There was this giant financial change in the genre. It took a while for it to balance out and for people to realize, in an incredibly exciting way, to recalibrate the kind of stories and the smaller budgets that, for a while, may have been limiting for people, but I think now we've hit a sweet spot, where people are figuring out this can actually be an opportunity, in some ways, to tell more interesting stories.
It's created this environment now where it's almost similar to how there was this revolution with television in the past ten years because of all these different networks. There's this revolution with horror, where you can have different kinds of these movies, and fans will find them. I remember that The Strangers sat on the shelf for almost a year after I made it, because they were like, "Well, what do we do with this? Where do we put it?" It didn't fit into a slot. So I feel like now there's just so many more opportunities for people to watch movies and ways for people to watch movies that that question of "slot" doesn't factor in as much.

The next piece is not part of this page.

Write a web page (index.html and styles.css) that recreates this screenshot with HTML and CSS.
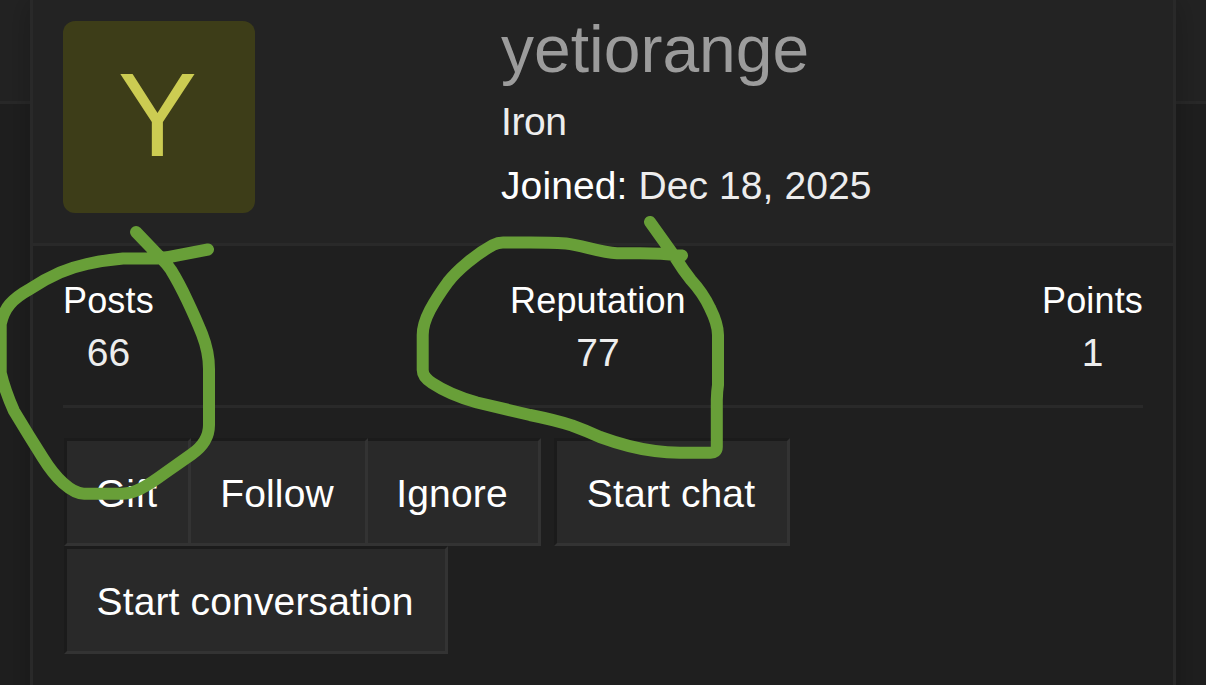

I feel like, as a filmmaker, I've weathered the storm. Sometimes people ask me, "You never made any more movies." Or, "What happened?" I was trying to, but the entire industry changed, and so it was hard to figure out, "How am I gonna tell the kinds of movies that I want to tell?" It's really in the past two years. It took us four years to get The Blackcoat's Daughter made. I feel like it is a part of these movies now that are saying, "You can have an interesting story within the horror genre." That's a long-winded answer, I know, but really I'm very hopeful of where I think the genre can go. I feel like we can build off of what I think was probably one of the strongest years for horror in the past 20 years, in 2016. Because 2016 was easily one of the best years of horror movies we’ve ever seen, in my opinion.